WILL GIVE 70 POINTS A Crystal-Clear Love Affair

from Memories of Yankee Stadium by Scott Pitoniak

1 May 30, 1956, remains indelibly etched in Billy Crystal’s mind.

2 That was the day the future actor, comedian, and director attended his first game at Yankee Stadium, and Mickey Mantle wound up making quite an impression on the eight-year-old boy and the copper facade hanging from the right-field roof.

3 During that afternoon contest between the Yankees and Washington Senators, Crystal and thousands of others watched in awe as the blond Bronx Bomber launched a moon shot that barely missed becoming the first fair ball hit completely out of the stadium. Mantle’s blast on a 2–2 fastball from Senators pitcher Pedro Ramos ricocheted off the decorative facade, just 18 inches from the top of the roof.

4 After the game, Ramos joked to reporters: “If it had not hit the roof, it would have landed in Brooklyn.”

5 The Mick’s lng home run capped an extraordinary day for young Billy—a day that would change his life forever.

6 His father was a concert promoter who managed the old Commodore Music Shop on 42nd Street in Manhattan. Legendary jazz artist Louis Armstrong had given the elder Crystal his box seats for a Yankees game that late May day, and the father had planned on taking Billy’s older brother. But when his big brother hurt his back, the ticket went to Billy. His dad arranged for Yankees trainer Gus Mauch to take Billy down to the home-team clubhouse before the game.

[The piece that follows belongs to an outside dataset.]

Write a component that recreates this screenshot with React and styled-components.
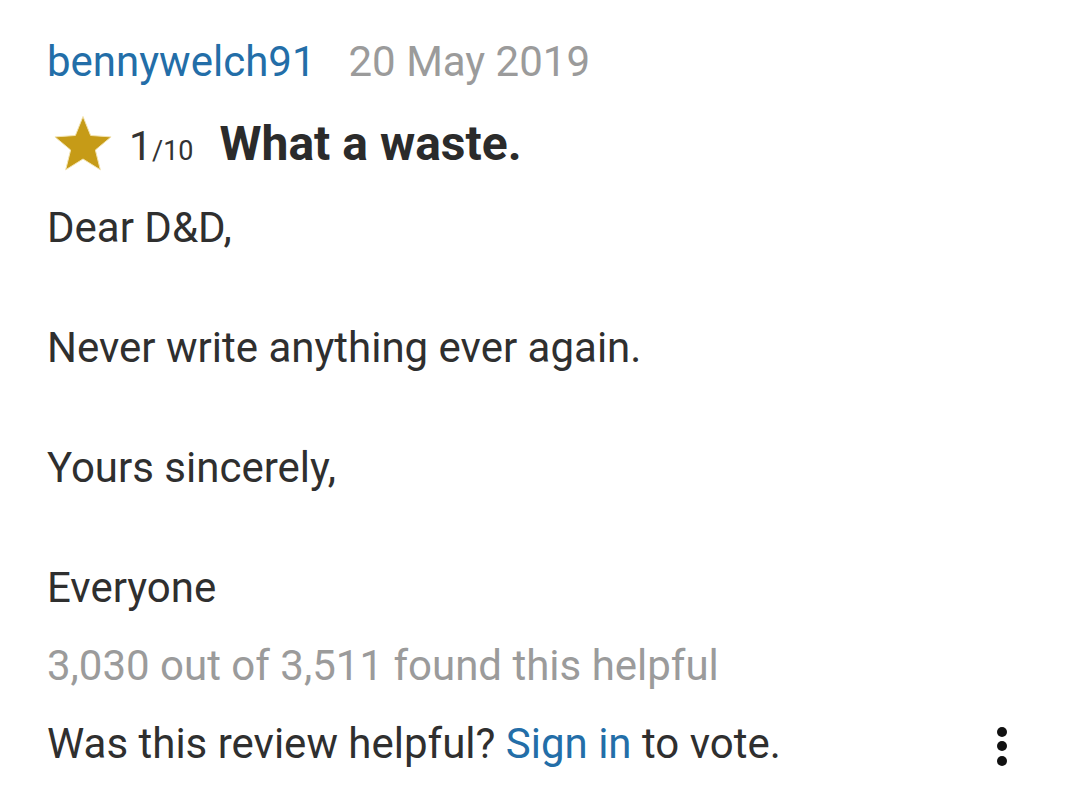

7 “You can imagine how exciting that was for a little kid,” Crystal told the New York Times in a 1998 interview. “Gus came out and talked to us and then took my program inside and brought it out with all the signatures on it. [Yankees manager] Casey Stengel came out in the hall, and I remember saying, ‘Who’s pitching today, Casey?’ and he looked at me and said, ‘You are, kid, suit up.’ How could you not be a Yankees fan after that?”

8 Mantle became his idol and the stadium the center of his young universe.

9 Crystal would make the 90-minute trek on the Long Island Railroad to the famed ballpark about 25 times a season after that memorable day. And he and the neighborhood kids in the New York suburb of Long Beach would play baseball in the summers from sunrise to sunset.

10 Crystal blossomed into an outstanding second baseman and earned a baseball scholarship to Marshall University in West Virginia. But his baseball playing days ended when the school dropped the program his freshman year.

11 He wound up returning to the metropolitan area and eventually studied film and television at New York University, where one of his professors was Academy Award–winning director Martin Scorsese.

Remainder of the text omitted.